Kid Chemist

Determined to get into dental school, Zahraa Mougnieh spent her gap year after graduating from Wayne State University studying while working as a paraprofessional in a local middle school.   

When her curious six- and seven-year-old nieces began observing her studying, she developed hands-on experiments to teach them advanced scientific concepts and saw them light up as they learned. As she juxtaposed that experience with watching students bored in class at her job, she had epiphany: There’s a demand for providing engaging, curriculum-based, hands-on educational experiences.  

The result is Kid Chemist, Mougnieh’s company that offers hands-on educational experiences for kids of all ages from experiential weekly chemistry classes and one-on-one tutoring to school assemblies and holiday parties.
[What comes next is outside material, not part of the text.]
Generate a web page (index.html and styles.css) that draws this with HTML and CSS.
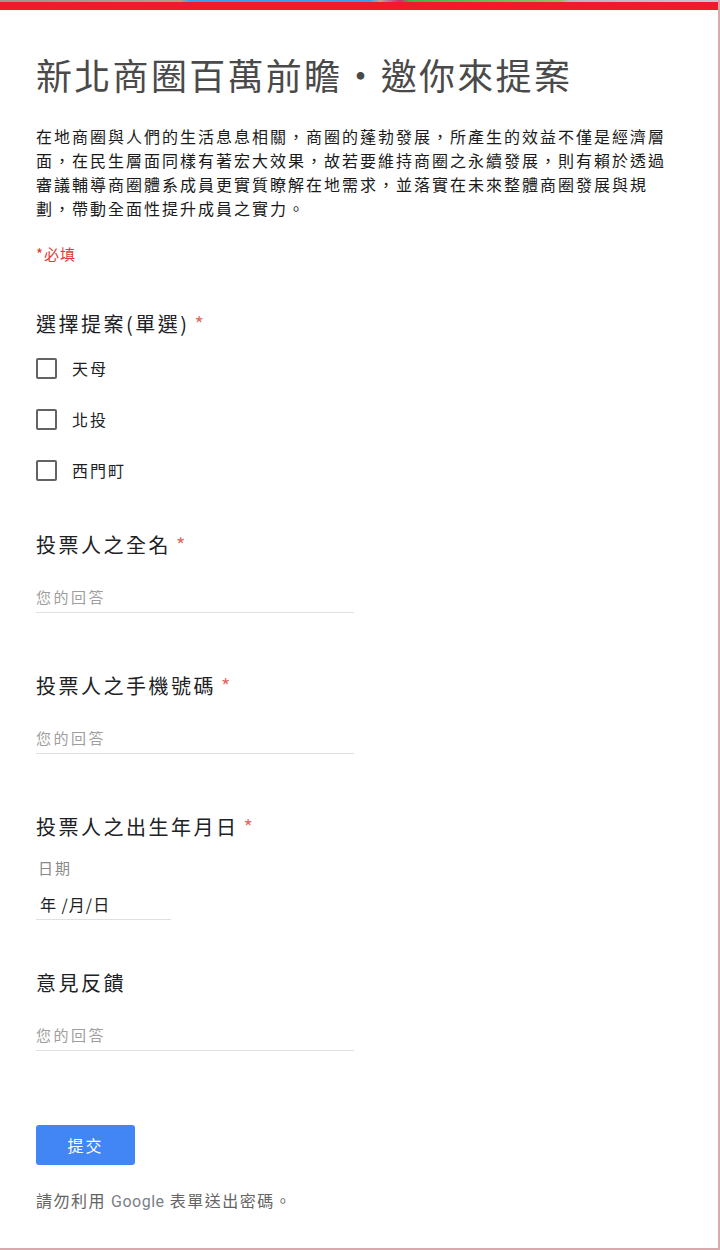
FILE: index.html
```html
<!DOCTYPE html>
<html lang="zh-Hant">
<head>
    <meta charset="UTF-8">
    <meta name="viewport" content="width=device-width, initial-scale=1.0">
    <title>新北商圈百萬前瞻・邀你來提案</title>
    <link rel="stylesheet" href="styles.css">
</head>
<body>
    <div class="page">
        <div class="strip"></div>
        <div class="redbar"></div>

        <div class="form">
            <h1 class="title">新北商圈百萬前瞻・邀你來提案</h1>
            <p class="desc">在地商圈與人們的生活息息相關，商圈的蓬勃發展，所產生的效益不僅是經濟層面，在民生層面同樣有著宏大效果，故若要維持商圈之永續發展，則有賴於透過審議輔導商圈體系成員更實質瞭解在地需求，並落實在未來整體商圈發展與規劃，帶動全面性提升成員之實力。</p>
            <div class="required-note">*必填</div>

            <div class="question first">
                <div class="q-title">選擇提案(單選)<span class="star">*</span></div>
                <div class="options">
                    <label class="option"><span class="box"></span><span class="opt-text">天母</span></label>
                    <label class="option"><span class="box"></span><span class="opt-text">北投</span></label>
                    <label class="option"><span class="box"></span><span class="opt-text">西門町</span></label>
                </div>
            </div>

            <div class="question second">
                <div class="q-title">投票人之全名<span class="star">*</span></div>
                <div class="answer">您的回答</div>
            </div>

            <div class="question">
                <div class="q-title">投票人之手機號碼<span class="star">*</span></div>
                <div class="answer">您的回答</div>
            </div>

            <div class="question">
                <div class="q-title">投票人之出生年月日<span class="star">*</span></div>
                <div class="date-label">日期</div>
                <div class="date-input">年 /月/日</div>
            </div>

            <div class="question last">
                <div class="q-title">意見反饋</div>
                <div class="answer">您的回答</div>
            </div>

            <button class="submit">提交</button>
            <div class="footer-note">請勿利用 <span class="g">Google</span> 表單送出密碼。</div>
        </div>
    </div>
</body>
</html>
```

FILE: styles.css
```css
body {
    margin: 0;
    background: #ffffff;
    font-family: "Noto Sans CJK TC", "Liberation Sans", sans-serif;
    color: #202124;
}
.page {
    width: 720px;
    height: 1250px;
    box-sizing: border-box;
    border-right: 2px solid #d9aaad;
    border-bottom: 2px solid #d9aaad;
    overflow: hidden;
}
.strip {
    height: 2px;
    background: linear-gradient(to right, #9b9a84 0, #a8a18a 180px, #3aa0e6 190px, #3aa0e6 370px, #b0a8a8 380px, #c2336a 400px, #3db54a 410px, #8fbf6a 560px, #b8b8b8 570px, #c8c8c8 720px);
}
.redbar {
    height: 8px;
    background: #f01a2c;
}
.form {
    display: flex;
    flex-direction: column;
    align-items: flex-start;
    padding: 0 42px 0 36px;
}
.title {
    margin: 42px 0 0 0;
    font-size: 36px;
    line-height: 44px;
    font-weight: 400;
    letter-spacing: 2.3px;
    color: #4a4a4a;
}
.desc {
    margin: 28px 0 0 0;
    font-size: 16px;
    line-height: 24px;
    letter-spacing: 2px;
    color: #1a1a1a;
}
.required-note {
    margin-top: 22px;
    font-size: 15px;
    line-height: 24px;
    letter-spacing: 1px;
    color: #e53935;
}
.question {
    margin-top: 58px;
    display: flex;
    flex-direction: column;
    align-items: flex-start;
}
.question.first {
    margin-top: 43px;
}
.question.second {
    margin-top: 45px;
}
.question.last {
    margin-top: 48px;
}
.q-title {
    font-size: 20px;
    line-height: 30px;
    letter-spacing: 2.5px;
    color: #202124;
}
.star {
    margin-left: 5px;
    color: #e46a66;
}
.options {
    margin-top: 14px;
    display: flex;
    flex-direction: column;
    gap: 21px;
}
.option {
    display: flex;
    align-items: center;
    height: 30px;
}
.box {
    width: 17px;
    height: 17px;
    border: 2px solid #636363;
    border-radius: 2px;
}
.opt-text {
    margin-left: 15px;
    font-size: 16px;
    letter-spacing: 2px;
    color: #202124;
}
.answer {
    margin-top: 25px;
    width: 318px;
    font-size: 15px;
    line-height: 24px;
    letter-spacing: 2.5px;
    color: #9e9e9e;
    padding-bottom: 3px;
    border-bottom: 1px solid #e0e0e0;
}
.date-label {
    margin-top: 16px;
    margin-left: 2px;
    font-size: 15px;
    line-height: 20px;
    letter-spacing: 2px;
    color: #8a8a8a;
}
.date-input {
    margin-top: 14px;
    width: 131px;
    padding-left: 4px;
    padding-bottom: 3px;
    font-size: 16px;
    line-height: 24px;
    letter-spacing: 1px;
    color: #202124;
    border-bottom: 1px solid #e0e0e0;
}
.submit {
    margin-top: 74px;
    width: 99px;
    height: 40px;
    border: none;
    border-radius: 3px;
    background: #4285f4;
    color: #ffffff;
    font-family: "Noto Sans CJK TC", sans-serif;
    font-size: 16px;
    letter-spacing: 2px;
    padding: 0;
}
.footer-note {
    margin-top: 23px;
    font-size: 16px;
    line-height: 24px;
    letter-spacing: 1.5px;
    color: #646464;
}
.footer-note .g {
    font-family: Roboto, "Liberation Sans", sans-serif;
    letter-spacing: 0.5px;
    color: #7a7f88;
}
```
It also offers kits that tackle science experiments in a fun way; complete with a white lab coat embroidered with the child’s name.  

“Kid Chemist is about making learning as fun as possible so kids can grasp information easier. I fell in love with Kid Chemist as I saw the impact that I was having on kids,” said Mougnieh, who has worked as a tutor since age 16. “I found what my purpose was.”  
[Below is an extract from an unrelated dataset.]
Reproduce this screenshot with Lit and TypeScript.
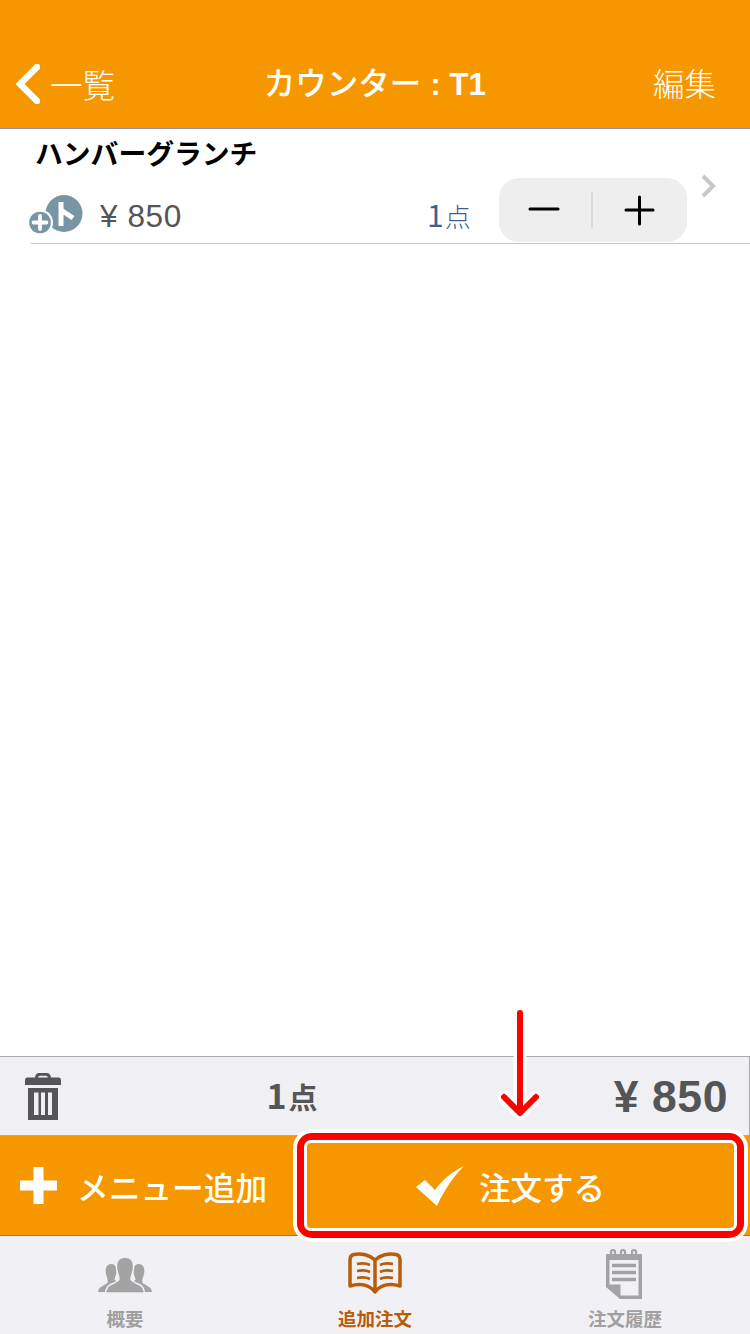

While the science and teaching came naturally to Mougnieh, and she put dentist school on hold to pursue the venture, the business side of things presented challenges.  

“The hardest thing is keeping up with everything. Just the finances, the taxes, and all of the things that go into running a business,” said Mougnieh. The 22-year-old found support in organizations such as ACCESS and the Arab American Women’s Business Council, both NEI grantees, which provided her connections, resources, and marketing support.  

Now having reached thousands of kids through Kid Chemist, Mougnieh is franchising the business with its second location in Novi.  

“Within five to 10 years, I want to be impacting kids across the nation and reaching them in every school. Whether it’s creating products or creating different educational experiences, it’s about positively impacting these kids,” said Mougnieh.